Si riferisce alla proposta di legge incardinata al Senato. Arriverà prima il Parlamento o il referendum?
“Se non arrivasse la volontà del Parlamento, allora bisognerà rispettare la volontà dei cittadini, a patto che si esprima con il quorum previsto dalla Costituzione “.
Siamo allo stop per le cosiddette porte girevoli, tra magistrati e politica. Ha fatto bene il governo a chiudere quel passaggio?
“Parliamone in termini generali, per favore, perché la normativa è ancora fluida. A me sembra un sano principio culturale, prima ancora che giuridico, prevedere che un magistrato non possa candidarsi o assumere ruoli politici negli stessi luoghi in cui ha svolto le sue funzioni. L’ho vissuto, ad esempio, nella mia famiglia: come una scelta normale. Io ho avuto padre e zii magistrati. Mio padre era giudice a Napoli: e quando decise di lasciare la magistratura e di fare l’avvocato, non ricominciò come se nulla fosse in quella stessa città. Prese moglie e tre figli e si trasferì a 200 chilometri, a Roma.
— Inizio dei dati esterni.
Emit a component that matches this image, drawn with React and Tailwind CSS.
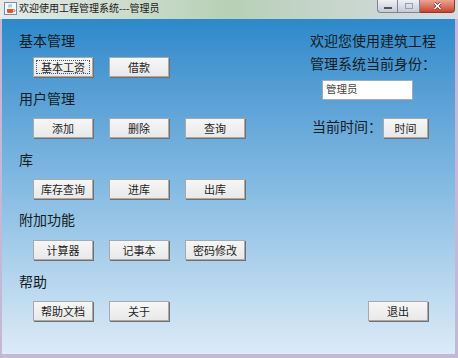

Io non dico che debba essere impedito per legge, ma penso che prima della norma dovrebbe sorgere questo sentire, una scelta di merito e non solo di stile”.
Tuttavia, dopo venti anni di discussione, la magistratura non risolveva questo vulnus. L’ultimo caso Maresca lo ha riproposto...
“Difatti io penso che bisognerebbe intervenire su questo terreno con la formazione. Da molto vado dicendo che le Università dovrebbero preparare i giovani: immaginare, penso a Giurisprudenza, un biennio finale che prepari anche culturalmente allo svolgimento delle professioni di avvocato o di magistrato sarebbe molto importante. Sono due funzioni entrambe fondamentali, e reputo il ruolo dell’avvocato tanto indispensabile quanto quello del giudice e del pubblico ministero. Tutte e tre queste figure contribuiscono all’attuazione della giustizia”.
E sulla separazione delle carriere: pensa sempre che è una delle opzioni in campo o ha cambiato idea?
“Io posso anche pensare che sia bene non separare le carriere. Purché ognuno degli attori svolga il proprio ruolo correttamente. Per esempio: il pm non dovrebbe dimenticare che la legge gli prescrive di cercare anche prove a favore dell’indagato; e il giudice deve curare la parità di posizioni tra accusa e difesa”.
Lei è anche una decana dell’avvocatura. Ora l’Anm storce il naso rispetto alla possibilità, prevista anche dai quesiti referendari e dalla riforma Csm, che gli avvocati diano le “pagelle” per la valutazione dei magistrati. Che ne pensa?
“Non ne farei una questione di pagelle. Direi che come i magistrati conoscono gli avvocati, anche gli avvocati conoscono i magistrati. Frequentiamo le stesse aule, ci conosciamo abbastanza per valutarci reciprocamente”.
C’è speranza che la giustizia diventi un servizio efficiente?
“La mia esperienza è di molti decenni. So bene che la giustizia è lenta e poco efficace. Ma con la medesima franchezza posso dire che abbiamo meccanismi di bilanciamento che accrescono la loro potenzialità, la fase più sbilanciata è quella delle indagini, ma poi nel contraddittorio la giustizia vince sempre. E mi lasci dire che conosco tanti magistrati, che lavorano operosamente, senza cercare le luci della ribalta. E questo deve sempre ispirare la nostra fiducia”.